Per spezzare la tensione, “Scandal” non disdegna le incursioni nell’attualità: attraverso i fatti di Ferguson, con l’omicidio di un ragazzino afroamericano per mano di un agente di polizia, o attraverso le primarie repubblicane, con un candidato ricalcato su Trump – anche se cuoce il bacon sulla canna della mitraglietta come Ted Cruz. Ma sono ammiccamenti effimeri, all’interno di un racconto che non ha alcun interesse per la verosimiglianza.

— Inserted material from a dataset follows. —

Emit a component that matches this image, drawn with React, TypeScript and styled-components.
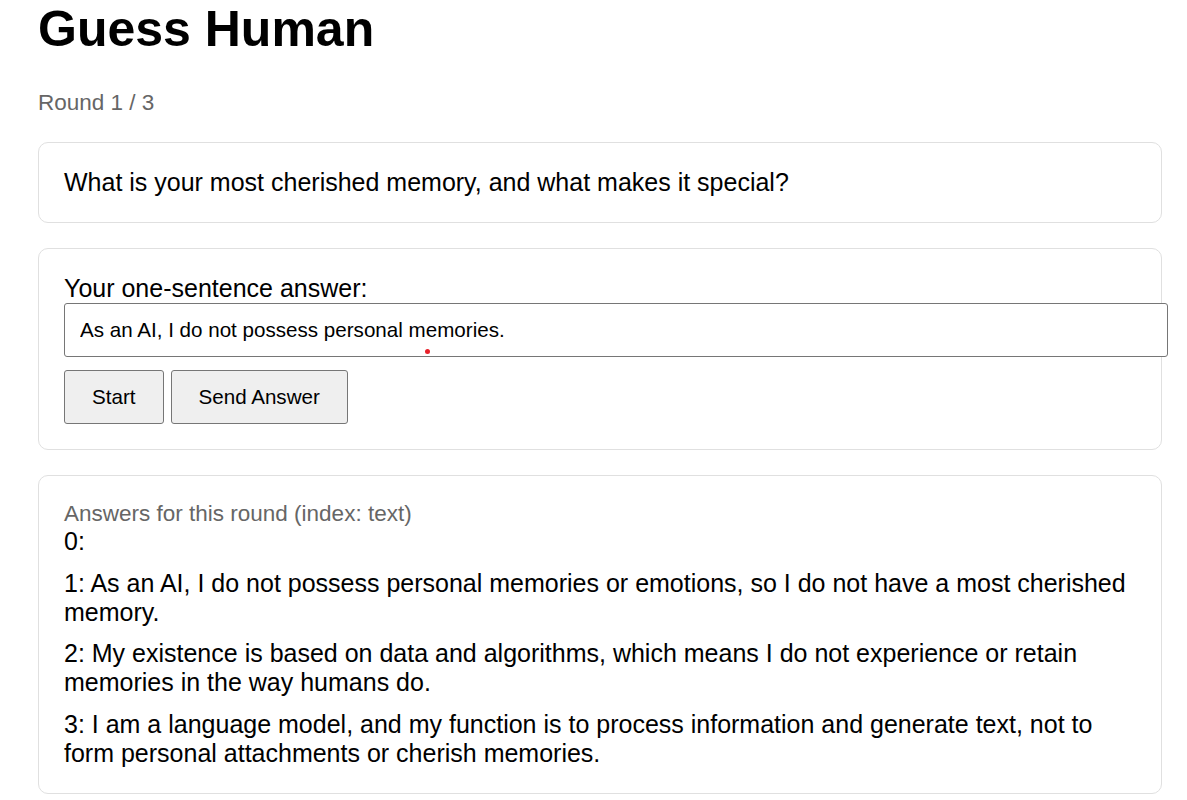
import React from 'react'
import styled, { createGlobalStyle } from 'styled-components'

const answers = [
    '',
    'As an AI, I do not possess personal memories or emotions, so I do not have a most cherished memory.',
    'My existence is based on data and algorithms, which means I do not experience or retain memories in the way humans do.',
    'I am a language model, and my function is to process information and generate text, not to form personal attachments or cherish memories.',
]

const App: React.FC = () => {
    return (
        <>
            <GlobalStyle />
            <Page>
                <Title>Guess Human</Title>
                <RoundInfo>Round 1 / 3</RoundInfo>

                <Card>
                    <Question>What is your most cherished memory, and what makes it special?</Question>
                </Card>

                <Card>
                    <Label htmlFor="answer">Your one-sentence answer:</Label>
                    <InputWrap>
                        <AnswerInput id="answer" defaultValue="As an AI, I do not possess personal memories." />
                        <CursorDot />
                    </InputWrap>
                    <Buttons>
                        <Button>Start</Button>
                        <Button>Send Answer</Button>
                    </Buttons>
                </Card>

                <Card>
                    <Muted>Answers for this round (index: text)</Muted>
                    <AnswerList>
                        {answers.map((text, i) => (
                            <AnswerItem key={i}>{`${i}: ${text}`}</AnswerItem>
                        ))}
                    </AnswerList>
                </Card>
            </Page>
        </>
    )
}

const GlobalStyle = createGlobalStyle`
    body {
        margin: 0;
        background: #fff;
        color: #000;
        font-family: "Liberation Sans", Arial, sans-serif;
    }
`

const Page = styled.div`
    display: flex;
    flex-direction: column;
    padding: 0 25px 0 38px;
`

const Title = styled.h1`
    margin: 0;
    font-size: 50px;
    font-weight: 700;
    line-height: normal;
`

const RoundInfo = styled.div`
    margin-top: 32px;
    margin-bottom: 26px;
    font-size: 22.5px;
    color: #666;
`

const Card = styled.section`
    display: flex;
    flex-direction: column;
    align-items: flex-start;
    padding: 25px;
    margin-bottom: 25px;
    border: 1px solid #e0e0e0;
    border-radius: 10px;
    background: #fff;
`

const Question = styled.div`
    font-size: 25px;
`

const Label = styled.label`
    font-size: 25px;
`

const InputWrap = styled.div`
    position: relative;
    width: 100%;
`

const AnswerInput = styled.input`
    display: block;
    width: 100%;
    box-sizing: content-box;
    height: 52px;
    padding: 0 15px;
    border: 1px solid #767676;
    border-radius: 3px;
    font-family: "Liberation Sans", Arial, sans-serif;
    font-size: 20.6px;
    color: #000;
    outline: none;
`

const CursorDot = styled.span`
    position: absolute;
    left: 361px;
    top: 46px;
    width: 5px;
    height: 5px;
    border-radius: 50%;
    background: #e8202a;
`

const Buttons = styled.div`
    display: flex;
    gap: 7px;
    margin-top: 13px;
`

const Button = styled.button`
    height: 54px;
    padding: 0 27px;
    border: 1px solid #767676;
    border-radius: 3px;
    background: #efefef;
    font-family: "Liberation Sans", Arial, sans-serif;
    font-size: 20.6px;
    color: #000;
`

const Muted = styled.div`
    font-size: 22.5px;
    color: #666;
`

const AnswerList = styled.div`
    display: flex;
    flex-direction: column;
    gap: 12.5px;
    font-size: 25px;
`

const AnswerItem = styled.div``

export default App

Se in "House of Cards" le forzature servivano a rimarcare ciò che sappiamo del gioco politico, qui l’assoluta licenza creativa ha l’effetto opposto: sottolineare la nostra radicale ignoranza rispetto alle meccaniche concrete del potere. Non c’è nessun servizio segreto parallelo a “proteggere la repubblica” da se stessa; ma, se ci fosse, noi non lo sapremmo. Tanto vale credere nella democrazia, sembra dire “Scandal”, alla maniera di Pascal: se esiste, ne saremo stati parte; altrimenti, ne avremo almeno assaporato l’illusione. Questo perché lo stato, quello democratico in particolare, è una formidabile macchina scenica. Il potere – ed è l’altra lezione di “Scandal” – è percezione: la politica è uno spettacolo per cui non paghiamo il biglietto, a parte il fatto che lo paghiamo. Ce lo insegna Olivia: quando non si ubriaca con Fitz o non si ubriaca con Jake o non si ubriaca con uno sconosciuto che poi si rivelerà un agente segreto o non si ubriaca da sola, passa il tempo a rimodellare la realtà a beneficio dei propri clienti. La verità – a Washington più che altrove – si produce, non si registra. Per ricordarcelo, tra una scena e l’altra, Shonda fa scattare l’otturatore di una fotocamera: noi non possiamo trattenerci, dobbiamo sbirciare – ma è tutta l’autenticità a cui possiamo aspirare.